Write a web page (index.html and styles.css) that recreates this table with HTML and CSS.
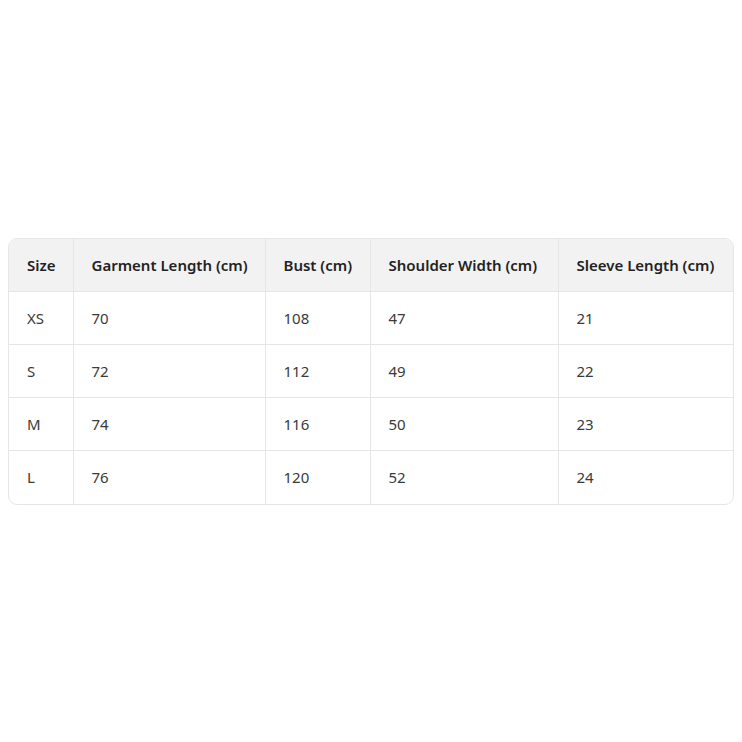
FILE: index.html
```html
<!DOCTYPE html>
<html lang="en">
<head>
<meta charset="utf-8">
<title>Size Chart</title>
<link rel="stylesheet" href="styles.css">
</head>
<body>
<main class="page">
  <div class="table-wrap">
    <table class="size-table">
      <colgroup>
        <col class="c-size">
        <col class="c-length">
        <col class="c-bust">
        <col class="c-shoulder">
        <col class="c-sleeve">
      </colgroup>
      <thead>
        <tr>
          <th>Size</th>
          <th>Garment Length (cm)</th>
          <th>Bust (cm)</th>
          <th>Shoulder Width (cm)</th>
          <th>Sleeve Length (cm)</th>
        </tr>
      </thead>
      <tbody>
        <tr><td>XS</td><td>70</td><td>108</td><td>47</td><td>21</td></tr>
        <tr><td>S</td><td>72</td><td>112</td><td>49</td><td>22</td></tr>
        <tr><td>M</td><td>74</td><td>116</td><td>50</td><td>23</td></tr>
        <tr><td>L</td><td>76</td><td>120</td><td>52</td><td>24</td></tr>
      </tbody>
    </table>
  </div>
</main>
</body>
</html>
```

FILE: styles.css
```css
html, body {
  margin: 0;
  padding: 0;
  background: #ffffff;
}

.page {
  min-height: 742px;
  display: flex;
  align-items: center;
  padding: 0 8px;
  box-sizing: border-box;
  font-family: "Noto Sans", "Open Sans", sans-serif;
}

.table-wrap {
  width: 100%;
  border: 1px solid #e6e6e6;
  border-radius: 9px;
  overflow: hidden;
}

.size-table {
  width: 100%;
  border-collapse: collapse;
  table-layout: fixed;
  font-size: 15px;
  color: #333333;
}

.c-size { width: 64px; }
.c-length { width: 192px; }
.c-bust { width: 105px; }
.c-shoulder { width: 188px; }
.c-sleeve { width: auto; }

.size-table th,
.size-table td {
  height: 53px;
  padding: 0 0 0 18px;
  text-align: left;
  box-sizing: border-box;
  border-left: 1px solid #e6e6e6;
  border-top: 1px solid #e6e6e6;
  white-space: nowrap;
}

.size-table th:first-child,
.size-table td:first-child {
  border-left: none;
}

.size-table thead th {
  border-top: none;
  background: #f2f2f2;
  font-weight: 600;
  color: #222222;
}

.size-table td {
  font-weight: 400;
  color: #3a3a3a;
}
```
★ ★ ★
:: The problem ::
Every line of text is to be repeated exactly; pictures are left out.

:: Full response ::
Write a web page (index.html and styles.css) that recreates this table with HTML and CSS.
FILE: index.html
```html
<!DOCTYPE html>
<html lang="en">
<head>
<meta charset="utf-8">
<title>Size Chart</title>
<link rel="stylesheet" href="styles.css">
</head>
<body>
<main class="page">
  <div class="table-wrap">
    <table class="size-table">
      <colgroup>
        <col class="c-size">
        <col class="c-length">
        <col class="c-bust">
        <col class="c-shoulder">
        <col class="c-sleeve">
      </colgroup>
      <thead>
        <tr>
          <th>Size</th>
          <th>Garment Length (cm)</th>
          <th>Bust (cm)</th>
          <th>Shoulder Width (cm)</th>
          <th>Sleeve Length (cm)</th>
        </tr>
      </thead>
      <tbody>
        <tr><td>XS</td><td>70</td><td>108</td><td>47</td><td>21</td></tr>
        <tr><td>S</td><td>72</td><td>112</td><td>49</td><td>22</td></tr>
        <tr><td>M</td><td>74</td><td>116</td><td>50</td><td>23</td></tr>
        <tr><td>L</td><td>76</td><td>120</td><td>52</td><td>24</td></tr>
      </tbody>
    </table>
  </div>
</main>
</body>
</html>
```

FILE: styles.css
```css
html, body {
  margin: 0;
  padding: 0;
  background: #ffffff;
}

.page {
  min-height: 742px;
  display: flex;
  align-items: center;
  padding: 0 8px;
  box-sizing: border-box;
  font-family: "Noto Sans", "Open Sans", sans-serif;
}

.table-wrap {
  width: 100%;
  border: 1px solid #e6e6e6;
  border-radius: 9px;
  overflow: hidden;
}

.size-table {
  width: 100%;
  border-collapse: collapse;
  table-layout: fixed;
  font-size: 15px;
  color: #333333;
}

.c-size { width: 64px; }
.c-length { width: 192px; }
.c-bust { width: 105px; }
.c-shoulder { width: 188px; }
.c-sleeve { width: auto; }

.size-table th,
.size-table td {
  height: 53px;
  padding: 0 0 0 18px;
  text-align: left;
  box-sizing: border-box;
  border-left: 1px solid #e6e6e6;
  border-top: 1px solid #e6e6e6;
  white-space: nowrap;
}

.size-table th:first-child,
.size-table td:first-child {
  border-left: none;
}

.size-table thead th {
  border-top: none;
  background: #f2f2f2;
  font-weight: 600;
  color: #222222;
}

.size-table td {
  font-weight: 400;
  color: #3a3a3a;
}
```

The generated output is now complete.